Mesmo os povos mais ciosos de sua língua, como os franceses e os japoneses, não encontraram uma tradução à altura para a palavra design. No Brasil, da mesma forma, o mestre Aurélio adota em seu Novíssimo Dicionário a expressão inglesa design e a define como “concepção de um produto ou modelo; planejamento”. A habilidade dos profissionais da área, os designers, vai muito além do mero ato de desenhar. Por exemplo: eles também têm que se preocupar com os materiais empregados num produto. Vejam-se as peças do Tadpole. Como foram feitas para crianças, havia a necessidade de torná-las à prova de água e retardadoras de fogo. Por isso os designers escolheram um bom material com essas características: o uretano, atendia ainda à exigência de ser macio e leve. Isso não tem nada a ver com um simples desenho ou projeto, assim como outras preocupações dos designers.
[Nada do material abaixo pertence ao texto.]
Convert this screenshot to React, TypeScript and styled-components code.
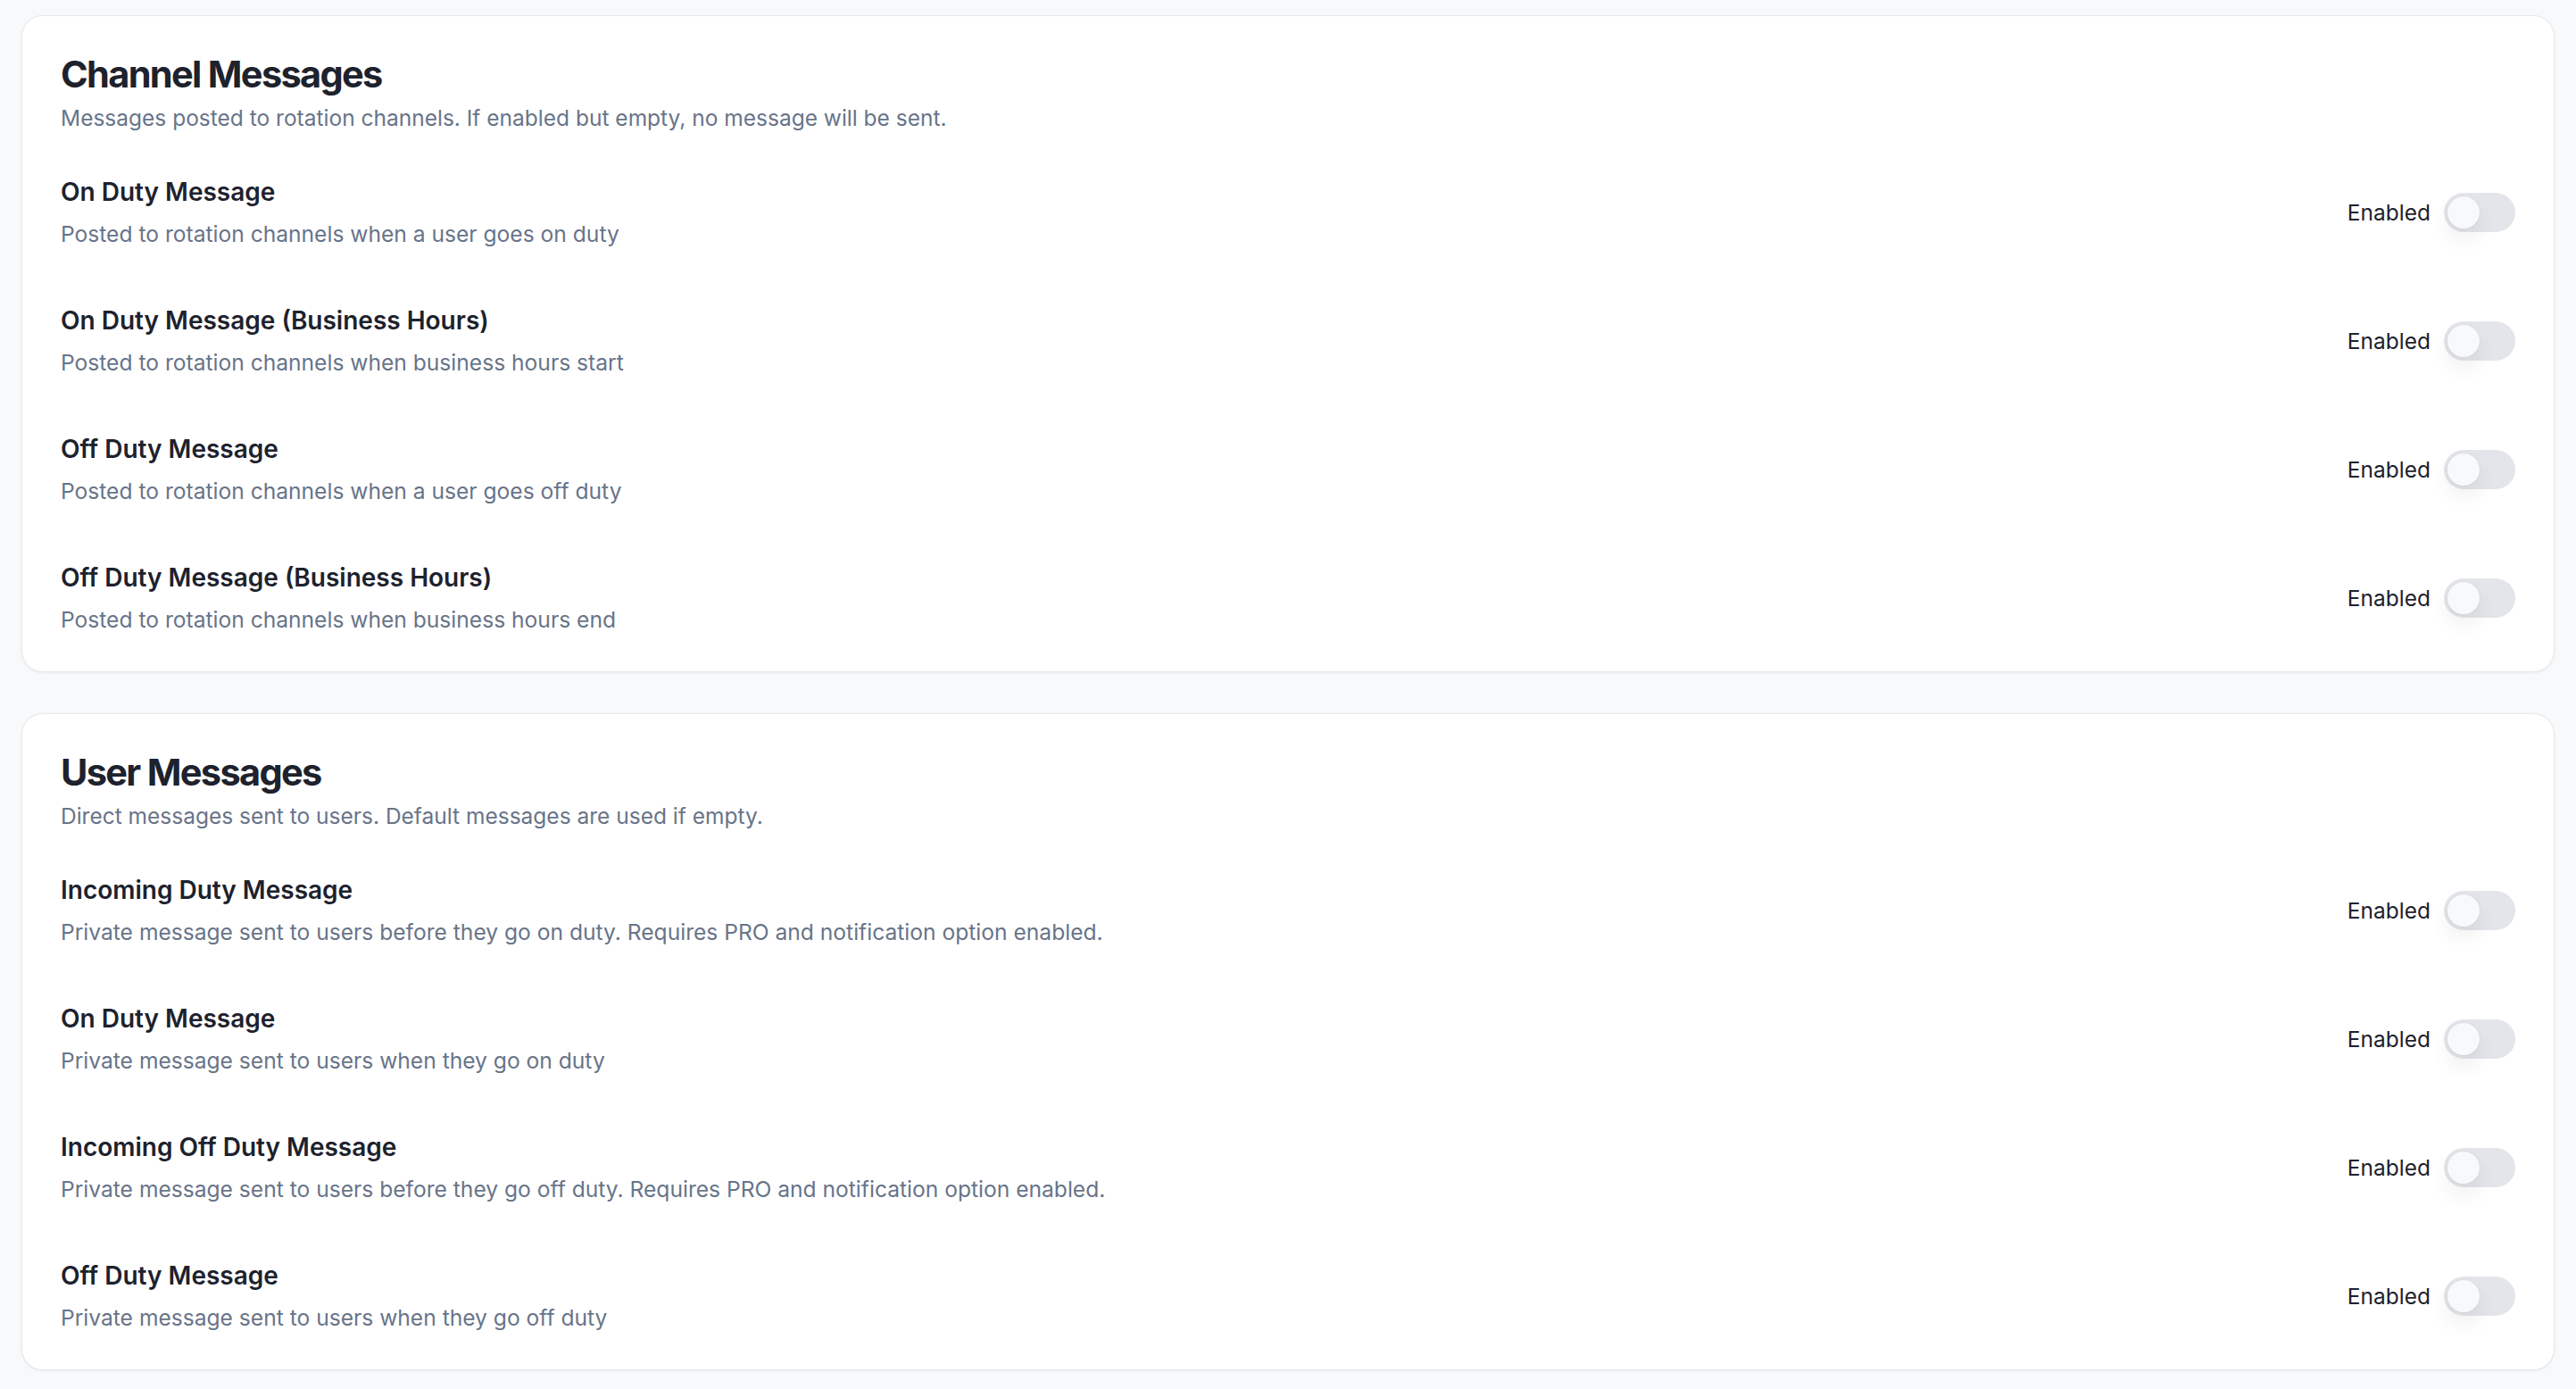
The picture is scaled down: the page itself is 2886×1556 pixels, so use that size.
import React, { useState } from 'react';
import styled, { createGlobalStyle } from 'styled-components';

const GlobalStyle = createGlobalStyle`
    html, body {
        margin: 0;
        padding: 0;
        background: #f8f9fb;
    }
    body {
        font-family: Inter, "Noto Sans", "Liberation Sans", sans-serif;
        -webkit-font-smoothing: antialiased;
    }
`;

const Page = styled.div`
    width: 100%;
    min-height: 1556px;
    box-sizing: border-box;
    padding: 17px 24px 18px;
    display: flex;
    flex-direction: column;
    gap: 46px;
    background: #f8f9fb;
`;

const Card = styled.section`
    background: #ffffff;
    border: 1px solid #e6e8ec;
    border-radius: 24px;
    box-shadow: 0 1px 3px rgba(16, 24, 40, 0.06);
    padding: 40px 43px;
    display: flex;
    flex-direction: column;
`;

const CardHeader = styled.header`
    display: flex;
    flex-direction: column;
    gap: 6px;
    margin-bottom: 45px;
`;

const Title = styled.h2`
    margin: 0;
    font-size: 41.5px;
    line-height: 50px;
    font-weight: 700;
    letter-spacing: -0.04em;
    color: #1d222d;
`;

const Subtitle = styled.p`
    margin: 0;
    font-size: 24.5px;
    line-height: 37px;
    color: #687489;
`;

const List = styled.div`
    display: flex;
    flex-direction: column;
    gap: 60px;
`;

const Row = styled.div`
    display: flex;
    align-items: center;
    justify-content: space-between;
`;

const RowText = styled.div`
    display: flex;
    flex-direction: column;
    gap: 10px;
`;

const RowTitle = styled.div`
    font-size: 28px;
    line-height: 38px;
    font-weight: 600;
    color: #1d222d;
`;

const RowDesc = styled.div`
    font-size: 24.6px;
    line-height: 36px;
    color: #687489;
`;

const ToggleWrap = styled.label`
    display: flex;
    align-items: center;
    gap: 15px;
    cursor: pointer;
`;

const ToggleLabel = styled.span`
    font-size: 24.5px;
    color: #1d222d;
`;

const Track = styled.span<{ $on: boolean }>`
    position: relative;
    width: 80px;
    height: 44px;
    border-radius: 22px;
    background: ${(p) => (p.$on ? '#2563eb' : '#e3e5ea')};
    transition: background 0.2s;
`;

const Knob = styled.span<{ $on: boolean }>`
    position: absolute;
    top: 4px;
    left: ${(p) => (p.$on ? '40px' : '4px')};
    width: 36px;
    height: 36px;
    border-radius: 50%;
    background: #f8f9fb;
    box-shadow: 0 0 0 1px rgba(0, 0, 0, 0.03), 0 12px 24px rgba(0, 0, 0, 0.07);
    transition: left 0.2s;
`;

interface Item {
    title: string;
    desc: string;
}

interface Section {
    title: string;
    desc: string;
    items: Item[];
}

const sections: Section[] = [
    {
        title: 'Channel Messages',
        desc: 'Messages posted to rotation channels. If enabled but empty, no message will be sent.',
        items: [
            { title: 'On Duty Message', desc: 'Posted to rotation channels when a user goes on duty' },
            { title: 'On Duty Message (Business Hours)', desc: 'Posted to rotation channels when business hours start' },
            { title: 'Off Duty Message', desc: 'Posted to rotation channels when a user goes off duty' },
            { title: 'Off Duty Message (Business Hours)', desc: 'Posted to rotation channels when business hours end' },
        ],
    },
    {
        title: 'User Messages',
        desc: 'Direct messages sent to users. Default messages are used if empty.',
        items: [
            { title: 'Incoming Duty Message', desc: 'Private message sent to users before they go on duty. Requires PRO and notification option enabled.' },
            { title: 'On Duty Message', desc: 'Private message sent to users when they go on duty' },
            { title: 'Incoming Off Duty Message', desc: 'Private message sent to users before they go off duty. Requires PRO and notification option enabled.' },
            { title: 'Off Duty Message', desc: 'Private message sent to users when they go off duty' },
        ],
    },
];

const Toggle: React.FC = () => {
    const [on, setOn] = useState(false);
    return (
        <ToggleWrap onClick={() => setOn(!on)}>
            <ToggleLabel>Enabled</ToggleLabel>
            <Track $on={on}>
                <Knob $on={on} />
            </Track>
        </ToggleWrap>
    );
};

export default function App() {
    return (
        <>
            <GlobalStyle />
            <Page>
                {sections.map((section) => (
                    <Card key={section.title}>
                        <CardHeader>
                            <Title>{section.title}</Title>
                            <Subtitle>{section.desc}</Subtitle>
                        </CardHeader>
                        <List>
                            {section.items.map((item) => (
                                <Row key={item.title}>
                                    <RowText>
                                        <RowTitle>{item.title}</RowTitle>
                                        <RowDesc>{item.desc}</RowDesc>
                                    </RowText>
                                    <Toggle />
                                </Row>
                            ))}
                        </List>
                    </Card>
                ))}
            </Page>
        </>
    );
}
Estes têm que adaptar suas idéias ao métodos produtivos existentes, levando em conta aquilo que as indústrias estão ou não aparelhadas a fazer; têm que analisar se os produtos cumprem sua função da melhor maneira possível; têm que examinar se são fáceis de manusear ou operar; e, por último mas não menos importante, se são bonitos. Isso dá uma idéia sobre esses modernos profissionais, cujo trabalho consiste em imaginar, criar e encontrar meios de construir novos objetos que sirvam ao homem.

Deficiência

Os óculos são uma demonstração viva de como é frágil a percepção das pessoas sobre aquilo que é e o que não é “normal” — pois há muito tempo eles deixaram de ser vistos como “aparelhos para deficientes visuais”, e seus usuários são vistos com toda a naturalidade por qualquer um, em qualquer lugar. Em vez disso, até se transformaram em acessório de moda, do qual existem centenas de modelos charmosos e cobiçáveis. Nada impede que o mesmo ocorra com outros aparelhos, desde que se siga a máxima de que no fundo o que conta é a aparência. Na Alemanha, a Feira de Frankfurt este ano premiou um aparelho para deficientes auditivos cuja parte interna é a mesma dos aparelhos existentes. A novidade é forma externa: divertidas figuras (pessoas, animais) que podem ser trocadas como se fossem brincos. Com esse projeto da designer Katryn Müller, as pessoas não precisarão mais sair às ruas com um aparelho que as rotula como diferentes, no sentido pejorativo.